Furthermore, Cybin was able to pickup Entheon’s Phase 1 study at the cost-effective price of C$1,000,000, excluding up to an additional C$480,000 for consulting services to be provided by Entheon. With cash and cash equivalents totaling C$63.6 million as of December 31, 2021, the asset was presumably an easy fit within the company’s budget.
As a secondary consideration and pursuant to the acquisition, Cybin will enter into a data license agreement with Entheon that will permit them to access certain data to support the Entheon IQ program. The proprietary program is focused on the development of treatment algorithms through the analysis of patient data.
Psychedelic Majors Are Picking Away At Complimentary Distressed Assets
It’s no secret that psychedelic companies are struggling to obtain enough working capital to fund OPEX-intensive biotech pipelines. Not only are sector companies hemorrhaging cash, the ability to raise capital via equity offerings is constrained as industry share prices remain depressed.
For example, the benchmark Horizons Psychedelic Stock Index ETF is down ↓75.59% over the past 65 weeks (February 8, 2021-May 30, 2022). Hence, the dilution required to generate sufficient working capital at these depressed equity pricing is too prohibitive for most to attempt—assuming public companies can even find an investment bank to broker a deal. And outright debt offerings are non-existent for a sector that doesn’t produce free cash flow.
None other than Entheon Biomedical itself is a recent example of the tough funding environment micros are facing. On April 5, 2022, the company raised C$3,000,000 via non-brokered private placement financing, but had to issue 30,000,000 Units at $0.10 per Unit (with full warrants exercisable @ $0.15) to do so. Yes, the bridge raise keeps the lights on a few more quarters, but with heavy dilutive costs involved.
According to an archived copy of Entheon’s investor deck, the company had a cash position of only C$700,000 as of March 15, 2022, making the raise essential despite inopportune market timing. Furthermore, Entheon had under 71 million shares fully diluted outstanding at the time of the April financing, which ballooned by an additional 60 million shares immediately following it. For the modest sum of $3 million, that’s a heavy price to pay.

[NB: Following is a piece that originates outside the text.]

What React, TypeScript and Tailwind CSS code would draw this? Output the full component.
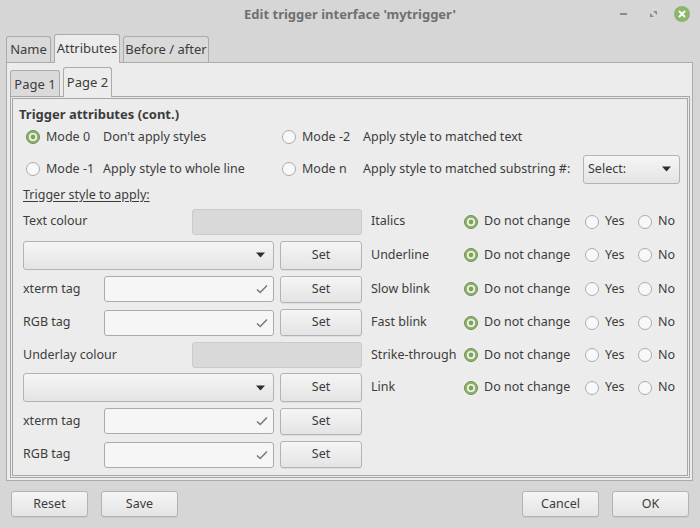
import React from "react";

const Radio = ({ checked = false }: { checked?: boolean }) => (
  <svg width="14" height="14" viewBox="0 0 14 14" className="shrink-0">
    {checked ? (
      <>
        <circle cx="7" cy="7" r="6.5" fill="#8fb26e" stroke="#6f9150" />
        <circle cx="7" cy="7" r="4" fill="#f4f7f0" />
        <circle cx="7" cy="7" r="2.4" fill="#7fa35d" />
      </>
    ) : (
      <circle cx="7" cy="7" r="6.5" fill="#f8f8f8" stroke="#ababab" />
    )}
  </svg>
);

const Btn = ({ label, className = "" }: { label: string; className?: string }) => (
  <div
    className={`flex items-center justify-center rounded-[3px] border border-[#b3b3b3] bg-gradient-to-b from-[#f5f5f5] to-[#e4e4e4] text-[#3c3c3c] shadow-[0_1px_0_rgba(0,0,0,0.06)] ${className}`}
  >
    {label}
  </div>
);

const Arrow = () => (
  <svg width="9" height="6" viewBox="0 0 9 6">
    <path d="M0 0.5 L9 0.5 L4.5 5.5 Z" fill="#2e2e2e" />
  </svg>
);

const Check = () => (
  <svg width="12" height="10" viewBox="0 0 12 10">
    <path d="M1 5.5 L4.2 8.5 L11 1.5" fill="none" stroke="#7a7a7a" strokeWidth="1.6" />
  </svg>
);

const Combo = ({ className = "" }: { className?: string }) => (
  <div
    className={`flex items-center justify-end rounded-[3px] border border-[#b3b3b3] bg-gradient-to-b from-[#f5f5f5] to-[#e4e4e4] pr-[8px] ${className}`}
  >
    <Arrow />
  </div>
);

const Entry = () => (
  <div className="flex h-[26px] w-[170px] items-center justify-end rounded-[3px] border border-[#ababab] bg-[#f6f6f6] pr-[5px]">
    <Check />
  </div>
);

const Disabled = () => (
  <div className="h-[26px] w-[170px] rounded-[3px] border border-[#cbcbcb] bg-[#d9d9d9]" />
);

const leftRows = [
  { kind: "field", label: "Text colour" },
  { kind: "combo" },
  { kind: "entry", label: "xterm tag" },
  { kind: "entry", label: "RGB tag" },
  { kind: "field", label: "Underlay colour" },
  { kind: "combo" },
  { kind: "entry", label: "xterm tag" },
  { kind: "entry", label: "RGB tag" },
];

const rightLabels = ["Italics", "Underline", "Slow blink", "Fast blink", "Strike-through", "Link"];
const rowHeights = ["h-[33px]", "h-[34px]", "h-[34px]", "h-[33px]", "h-[32px]", "h-[33px]", "h-[34px]", "h-[33px]"];

export default function App() {
  return (
    <div
      className="flex h-[528px] w-[700px] flex-col bg-[#d6d6d6] text-[12.5px] text-[#3c3c3c]"
      style={{ fontFamily: '"Noto Sans", "DejaVu Sans", sans-serif' }}
    >
      {/* title bar */}
      <div className="relative flex h-[28px] shrink-0 items-center justify-center pt-[2px]">
        <span className="text-[13px] font-bold text-[#707070]">Edit trigger interface 'mytrigger'</span>
        <div className="absolute left-[620px] top-[13px] h-[2px] w-[7px] bg-[#8c8c8c]" />
        <svg width="7" height="6" viewBox="0 0 7 6" className="absolute left-[650px] top-[11px]">
          <path d="M3 0 L7 0 L7 4 Z M0 2 L0 6 L4 6 Z" fill="#8c8c8c" />
        </svg>
        <div className="absolute left-[674px] top-[6px] flex h-[16px] w-[16px] items-center justify-center rounded-full bg-[#8db56c]">
          <svg width="8" height="8" viewBox="0 0 8 8">
            <path d="M1 1 L7 7 M7 1 L1 7" stroke="#fff" strokeWidth="1.8" />
          </svg>
        </div>
      </div>

      {/* outer tabs */}
      <div className="mt-[6px] flex h-[28px] items-end pl-[6px]">
        <div className="flex h-[26px] w-[45px] items-center justify-center rounded-t-[3px] border border-b-0 border-[#ababab] bg-[#dadada] text-[13px]">
          Name
        </div>
        <div className="relative z-10 -mb-px ml-[3px] flex h-[29px] w-[66px] items-start justify-center rounded-t-[3px] border border-b-0 border-[#ababab] bg-[#ececec] pt-[4px] text-[13px]">
          Attributes
        </div>
        <div className="ml-[3px] flex h-[26px] w-[86px] items-center justify-center rounded-t-[3px] border border-b-0 border-[#ababab] bg-[#dadada] text-[13px]">
          Before / after
        </div>
      </div>

      {/* outer pane */}
      <div className="mx-[6px] flex h-[419px] w-[687px] flex-col border border-[#ababab] bg-[#ececec] px-[3px] pt-[3px]">
        {/* inner tabs */}
        <div className="flex h-[30px] items-end">
          <div className="flex h-[26px] w-[50px] items-center justify-center rounded-t-[3px] border border-b-0 border-[#ababab] bg-[#dadada] pt-[2px] text-[13px]">
            Page 1
          </div>
          <div className="relative z-10 -mb-px ml-[3px] flex h-[30px] w-[49px] items-start justify-center rounded-t-[3px] border border-b-0 border-[#ababab] bg-[#ececec] pt-[5px] text-[13px]">
            Page 2
          </div>
        </div>

        {/* inner pane */}
        <div className="h-[382px] w-[680px] border border-[#a6a6a6] bg-[#ececec] p-px">
          <div className="flex h-full w-full flex-col border border-[#a6a6a6] pl-[6px] pt-[6px]">
            <div className="flex h-[20px] items-center text-[13px] font-bold">Trigger attributes (cont.)</div>

            <div className="flex h-[24px] items-center pl-[7px]">
              <Radio checked />
              <span className="ml-[6px] w-[57px]">Mode 0</span>
              <span className="w-[179px]">Don't apply styles</span>
              <Radio />
              <span className="ml-[6px] w-[61px]">Mode -2</span>
              <span>Apply style to matched text</span>
            </div>

            <div className="mt-[8px] flex h-[24px] items-center pl-[7px]">
              <Radio />
              <span className="ml-[6px] w-[57px]">Mode -1</span>
              <span className="w-[179px]">Apply style to whole line</span>
              <Radio />
              <span className="ml-[6px] w-[61px]">Mode n</span>
              <span className="w-[220px]">Apply style to matched substring #:</span>
              <div className="flex h-[29px] w-[97px] items-center justify-between rounded-[3px] border border-[#b3b3b3] bg-gradient-to-b from-[#f5f5f5] to-[#e4e4e4] pl-[4px] pr-[8px]">
                <span>Select:</span>
                <Arrow />
              </div>
            </div>

            <div className="mt-[4px] flex h-[20px] items-center pl-[4px]">
              <span className="underline underline-offset-2">Trigger style to apply:</span>
            </div>

            <div className="flex flex-col">
              {leftRows.map((row, i) => (
                <div key={i} className={`flex items-center ${rowHeights[i]}`}>
                  <div className="flex w-[343px] items-center justify-between pl-[4px]">
                    {row.kind === "combo" ? (
                      <>
                        <Combo className="h-[29px] w-[251px]" />
                        <Btn label="Set" className="h-[29px] w-[82px]" />
                      </>
                    ) : row.kind === "entry" ? (
                      <>
                        <span>{row.label}</span>
                        <div className="flex items-center gap-[6px]">
                          <Entry />
                          <Btn label="Set" className="h-[27px] w-[82px]" />
                        </div>
                      </>
                    ) : (
                      <>
                        <span>{row.label}</span>
                        <Disabled />
                      </>
                    )}
                  </div>
                  {i < rightLabels.length && (
                    <div className="ml-[9px] flex items-center">
                      <span className="w-[93px]">{rightLabels[i]}</span>
                      <div className="flex w-[121px] items-center">
                        <Radio checked />
                        <span className="ml-[6px]">Do not change</span>
                      </div>
                      <div className="flex w-[53px] items-center">
                        <Radio />
                        <span className="ml-[6px]">Yes</span>
                      </div>
                      <div className="flex items-center">
                        <Radio />
                        <span className="ml-[6px]">No</span>
                      </div>
                    </div>
                  )}
                </div>
              ))}
            </div>
          </div>
        </div>
      </div>

      {/* bottom buttons */}
      <div className="mt-[10px] flex items-center px-[11px]">
        <Btn label="Reset" className="h-[26px] w-[77px]" />
        <Btn label="Save" className="ml-[13px] h-[26px] w-[77px]" />
        <div className="flex-1" />
        <Btn label="Cancel" className="h-[26px] w-[77px]" />
        <Btn label="OK" className="ml-[13px] h-[26px] w-[77px]" />
      </div>
    </div>
  );
}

Today’s announcement with Cybin sheds a clinical trial asset and funding liability for Entheon Biomedical, but also reduces their overall clinical trial portfolio.
Numinus Wellness’ acquisition of Novamind may also have been fostered—at least in part—to unfavorable capital raising conditions for the latter. At the time the deal was announced, Novamind had only $3,503,162 in cash, and a comprehensive net loss of $2,434,154 in its most recent quarter. With the stock trading at all-time lows—down 87% from its February 2021 closing high—Novamind would have faced a dilutive financing environment.
While we’ll never know for sure whether market conditions played a hand in Novamind relenting to a deal, it seems a safe bet that it was at least a peripheral consideration.
With moribund capital market conditions and many psychedelic companies running out of cash, it doesn’t take a rocket scientist to figure out that junior psychedelic companies are going to pull out all the stops to stay afloat. In an environment where equity offerings do not provide a reasonable cost of capital, companies will look for creative ways to obtain funding. Whether that’s through outright acquisition, piecing-off portfolio assets to interested suitors, or partnering with Big Pharma, today’s announcement is just the beginning of several such deals we expect to see over the coming quarters.